Responding to an unfilled need for credit for local government, local businesses and consumers, three states in the last month -- Oregon, Washington and Maryland -- have introduced bills for state-owned banks, joining Illinois, Virginia, Massachusetts and Hawaii.
While Wall Street is reporting record profits, local banks are floundering, credit for small businesses and consumers remains tight, and local governments are teetering on bankruptcy. There is even talk of allowing state governments to file for bankruptcy, something current legislation forbids. The federal government and Federal Reserve have managed to find trillions of dollars to prop up the Wall Street banks that precipitated the credit crisis, but they have not extended this largesse to the taxpayers and local governments that have been forced to pick up the tab.
In January, Federal Reserve Chairman Ben Bernanke announced that the Fed had ruled out a central bank bailout for state and local governments.

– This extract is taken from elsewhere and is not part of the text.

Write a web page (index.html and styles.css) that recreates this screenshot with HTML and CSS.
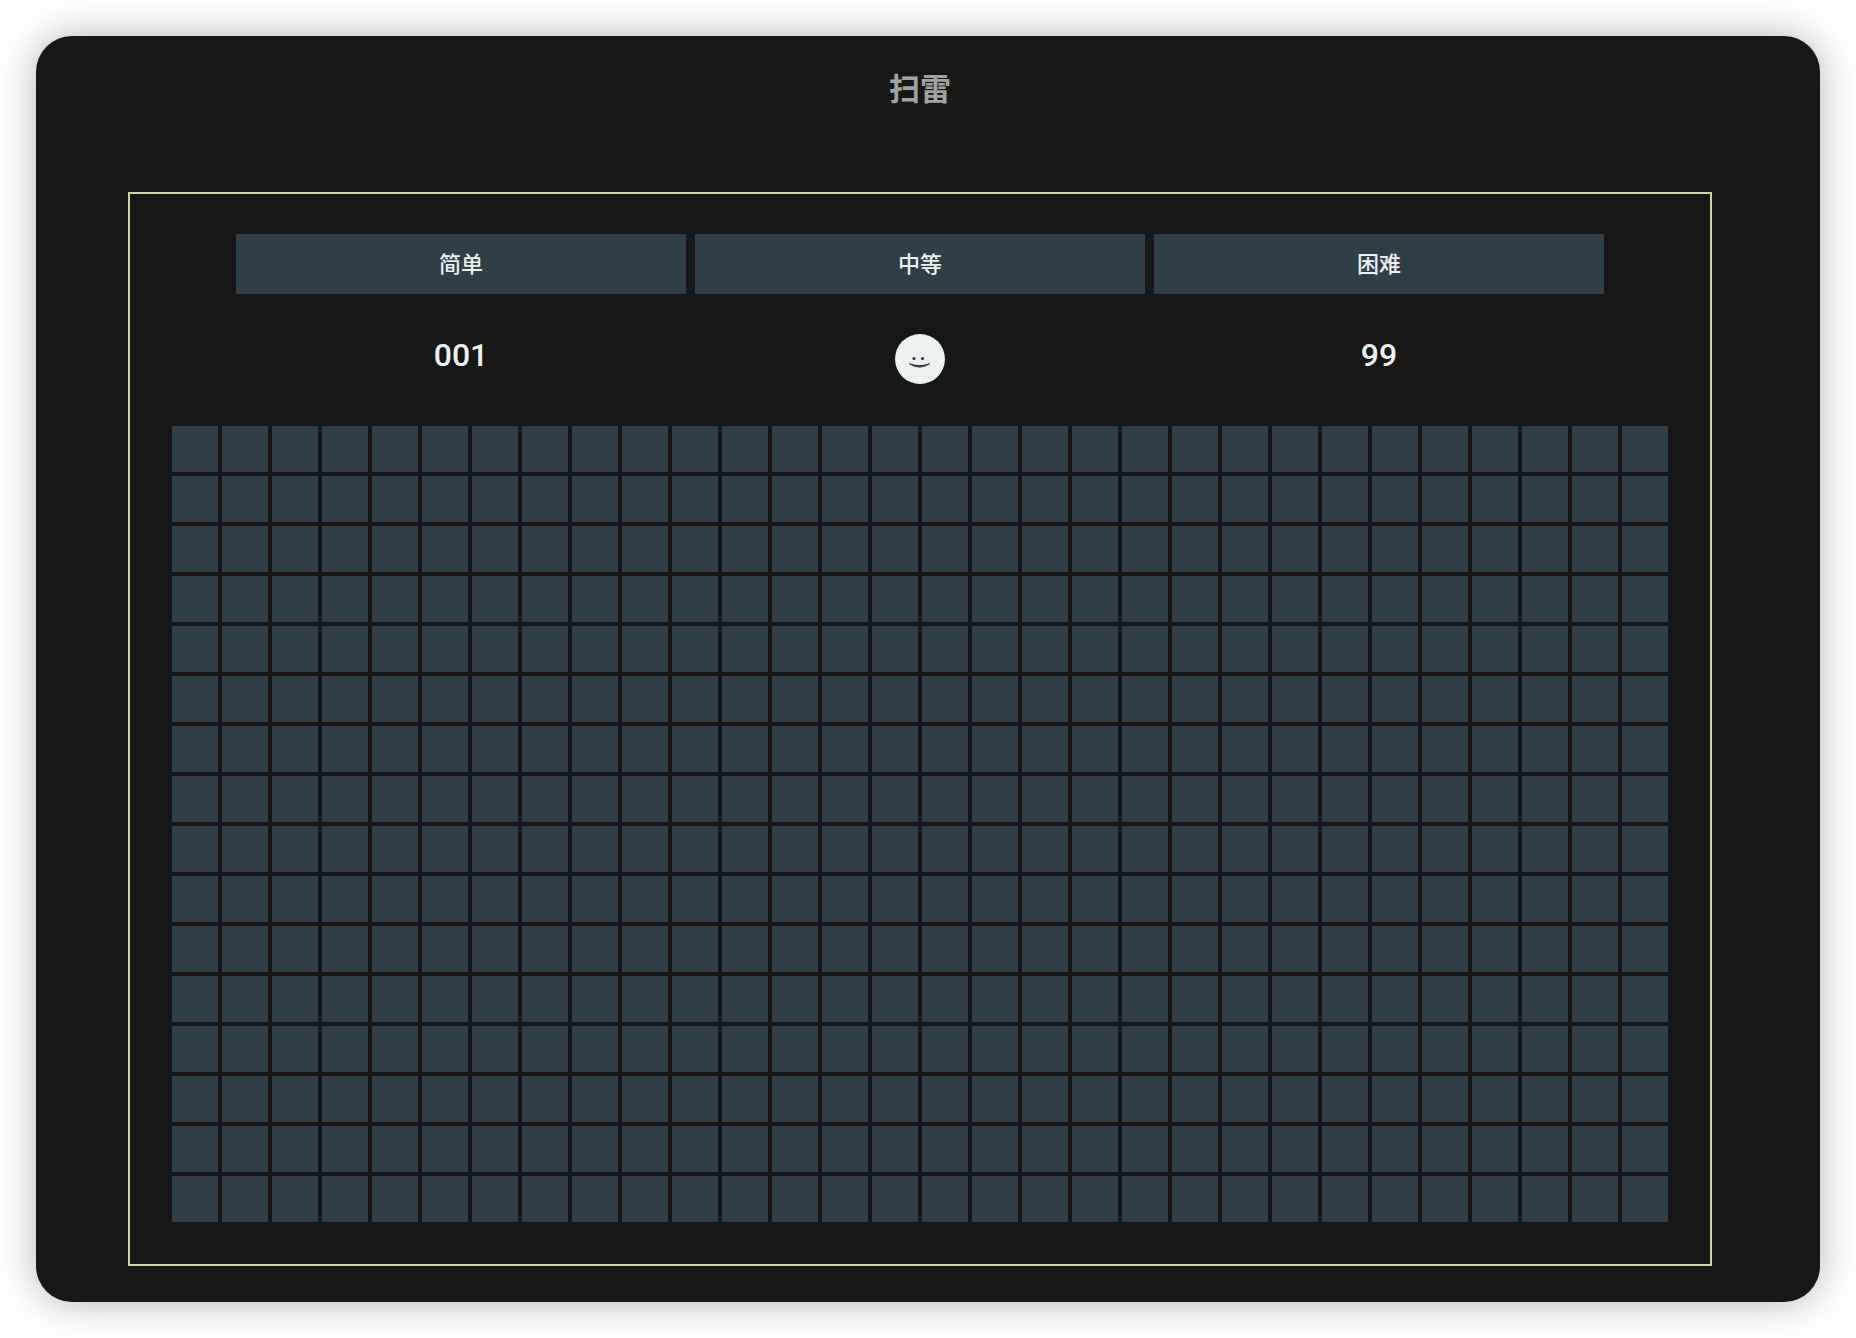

The collective state budget deficit for 2011 is projected at $140 billion, a mere 1% of the $12.3 trillion the Fed managed to come up with in liquidity, short-term loans and other financial arrangements to bail out Wall Street.
But Chairman Bernanke said the Fed is limited by statute to buying municipal government debt with maturities of six months or less that is directly backed by tax or other assured revenue, a form of debt that makes up less than 2% of the overall municipal market. State and municipal governments, it seems, are on their own.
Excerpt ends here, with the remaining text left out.